Amidst Germany’s energiewende, the spread of solar panels so far exceeded original estimates that, on behalf of panicked corporatists, Prime Minister Angela Merkel intervened to slow it down. Had she not done so, the country would be burning far less coal and gas even as a residual backup.
Throughout the US, fossil/nuke-owned state legislatures are doing all they can to stop the rise of wind and solar. In Ohio, Texas, California, Florida and elsewhere, the war against distributed green energy rages unabated.
Meanwhile the Biden Administration’s massive federal subsidies are prolonging operations at increasingly dangerous, uncompetitive reactors. The retro-grade “Renaissance” is really a deep back flip into the Dark Ages.
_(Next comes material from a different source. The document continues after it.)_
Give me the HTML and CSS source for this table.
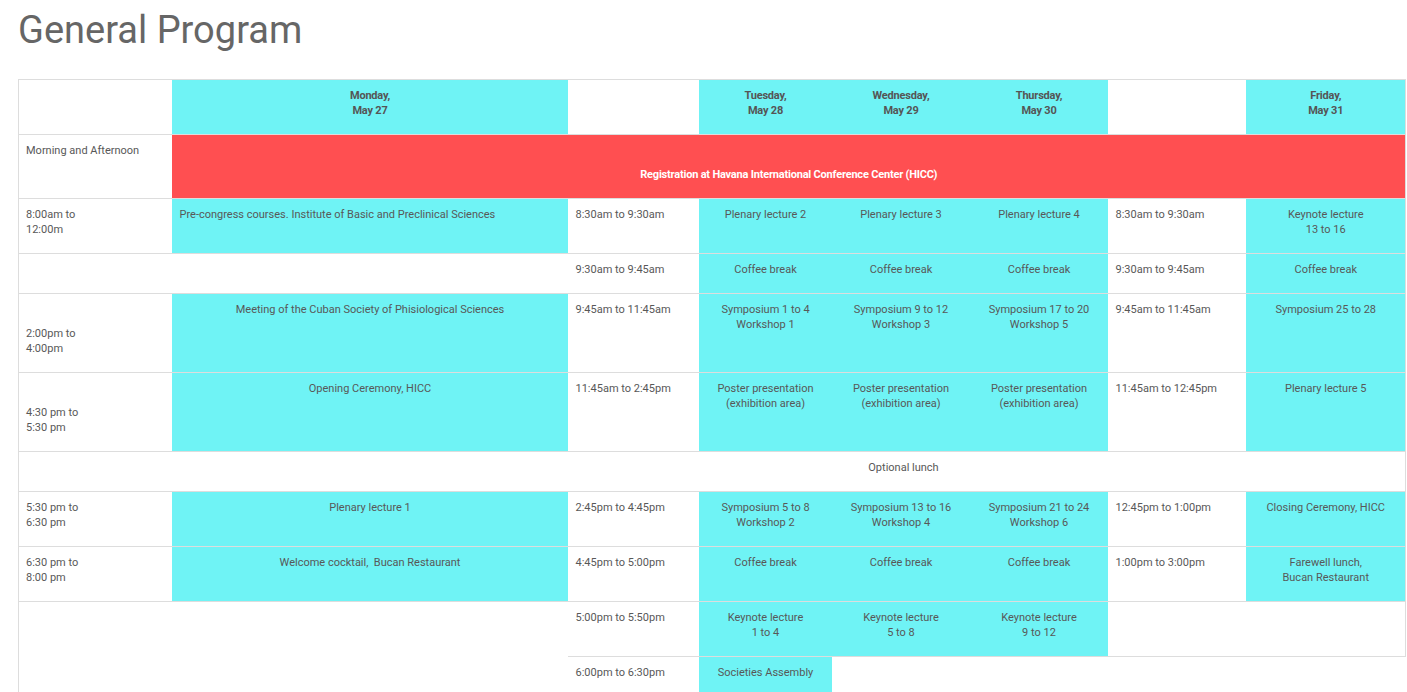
FILE: index.html
```html
<!DOCTYPE html>
<html lang="en">
<head>
<meta charset="utf-8">
<title>General Program</title>
<link rel="stylesheet" href="styles.css">
</head>
<body>
<div class="page">
  <h1 class="title">General Program</h1>
  <table class="program">
    <colgroup>
      <col class="w-time">
      <col class="w-mon">
      <col class="w-time2">
      <col class="w-tue">
      <col class="w-day">
      <col class="w-day">
      <col class="w-day">
      <col class="w-fri">
    </colgroup>
    <tr>
      <td></td>
      <td class="cy hd">Monday,<br>May 27</td>
      <td></td>
      <td class="cy hd">Tuesday,<br>May 28</td>
      <td class="cy hd">Wednesday,<br>May 29</td>
      <td class="cy hd">Thursday,<br>May 30</td>
      <td></td>
      <td class="cy hd">Friday,<br>May 31</td>
    </tr>
    <tr>
      <td>Morning and Afternoon</td>
      <td colspan="7" class="red low">Registration at Havana International Conference Center (HICC)</td>
    </tr>
    <tr>
      <td>8:00am to<br>12:00m</td>
      <td class="cy">Pre-congress courses. Institute of Basic and Preclinical Sciences</td>
      <td>8:30am to 9:30am</td>
      <td class="cy c">Plenary lecture 2</td>
      <td class="cy c">Plenary lecture 3</td>
      <td class="cy c">Plenary lecture 4</td>
      <td>8:30am to 9:30am</td>
      <td class="cy c">Keynote lecture<br>13 to 16</td>
    </tr>
    <tr>
      <td></td>
      <td></td>
      <td>9:30am to 9:45am</td>
      <td class="cy c">Coffee break</td>
      <td class="cy c">Coffee break</td>
      <td class="cy c">Coffee break</td>
      <td>9:30am to 9:45am</td>
      <td class="cy c">Coffee break</td>
    </tr>
    <tr>
      <td class="low">2:00pm to<br>4:00pm</td>
      <td class="cy c">Meeting of the Cuban Society of Phisiological Sciences</td>
      <td>9:45am to 11:45am</td>
      <td class="cy c">Symposium 1 to 4<br>Workshop 1</td>
      <td class="cy c">Symposium 9 to 12<br>Workshop 3</td>
      <td class="cy c">Symposium 17 to 20<br>Workshop 5</td>
      <td>9:45am to 11:45am</td>
      <td class="cy c">Symposium 25 to 28</td>
    </tr>
    <tr>
      <td class="low">4:30 pm to<br>5:30 pm</td>
      <td class="cy c">Opening Ceremony, HICC</td>
      <td>11:45am to 2:45pm</td>
      <td class="cy c">Poster presentation<br>(exhibition area)</td>
      <td class="cy c">Poster presentation<br>(exhibition area)</td>
      <td class="cy c">Poster presentation<br>(exhibition area)</td>
      <td>11:45am to 12:45pm</td>
      <td class="cy c">Plenary lecture 5</td>
    </tr>
    <tr>
      <td></td>
      <td></td>
      <td></td>
      <td colspan="3" class="c">Optional lunch</td>
      <td></td>
      <td></td>
    </tr>
    <tr>
      <td>5:30 pm to<br>6:30 pm</td>
      <td class="cy c">Plenary lecture 1</td>
      <td>2:45pm to 4:45pm</td>
      <td class="cy c">Symposium 5 to 8<br>Workshop 2</td>
      <td class="cy c">Symposium 13 to 16<br>Workshop 4</td>
      <td class="cy c">Symposium 21 to 24<br>Workshop 6</td>
      <td>12:45pm to 1:00pm</td>
      <td class="cy c">Closing Ceremony, HICC</td>
    </tr>
    <tr>
      <td>6:30 pm to<br>8:00 pm</td>
      <td class="cy c">Welcome cocktail,&nbsp; Bucan Restaurant</td>
      <td>4:45pm to 5:00pm</td>
      <td class="cy c">Coffee break</td>
      <td class="cy c">Coffee break</td>
      <td class="cy c">Coffee break</td>
      <td>1:00pm to 3:00pm</td>
      <td class="cy c">Farewell lunch,<br>Bucan Restaurant</td>
    </tr>
    <tr class="r10">
      <td rowspan="2" colspan="2"></td>
      <td>5:00pm to 5:50pm</td>
      <td class="cy c">Keynote lecture<br>1 to 4</td>
      <td class="cy c">Keynote lecture<br>5 to 8</td>
      <td class="cy c">Keynote lecture<br>9 to 12</td>
      <td></td>
      <td></td>
    </tr>
    <tr class="tail">
      <td>6:00pm to 6:30pm</td>
      <td class="cy c">Societies Assembly</td>
    </tr>
  </table>
</div>
</body>
</html>
```

FILE: styles.css
```css
html, body {
  margin: 0;
  padding: 0;
  background: #ffffff;
}

body {
  font-family: Roboto, "Liberation Sans", Arial, sans-serif;
  color: #585858;
}

.page {
  padding: 8px 0 0 18px;
}

.title {
  margin: 0 0 27px;
  font-size: 38px;
  font-weight: 400;
  line-height: normal;
  color: #666666;
}

.program {
  border-collapse: collapse;
  table-layout: fixed;
  width: 1387px;
  font-size: 11px;
  line-height: 15px;
  border-left: 1px solid #dddddd;
}

.w-time { width: 153px; }
.w-mon { width: 396px; }
.w-time2 { width: 131px; }
.w-tue { width: 133px; }
.w-day { width: 138px; }
.w-fri { width: 160px; }

.program td {
  border-top: 1px solid #dddddd;
  padding: 8px 7px 16px 8px;
  vertical-align: top;
  text-align: left;
}

.program tr:not(.tail) > td:first-child {
  padding-left: 7px;
}

.program tr:not(.tail) td:last-child {
  border-right: 1px solid #dddddd;
}

.program tr.r10 td {
  border-bottom: 1px solid #dddddd;
}

.program td.cy {
  background: #6ff3f5;
}

.program td.c {
  text-align: center;
}

.program td.hd {
  text-align: center;
  font-weight: 700;
  color: #555555;
  letter-spacing: -0.2px;
}

.program td.red {
  background: #ff4f51;
  color: #ffffff;
  font-weight: 700;
  text-align: center;
  letter-spacing: -0.2px;
}

.program td.low {
  padding-top: 32px;
}
```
But as illustrated in the works of Amory Lovins (The Road Not Taken), Mark Jacobson (No Miracles Necessary) and many many others, there is zero doubt that renewables, efficiency and storage can move our economy to carbon-free, saving billions of dollars and creating millions of jobs.
The question is when.
As of now, this latest “Nuclear Renaissance” is a diversion, a roadblock…and a serious danger. Oliver Stone’s super-hyped promo piece “Nuclear Now” might be far more appropriately titled “Apocalypse Again.”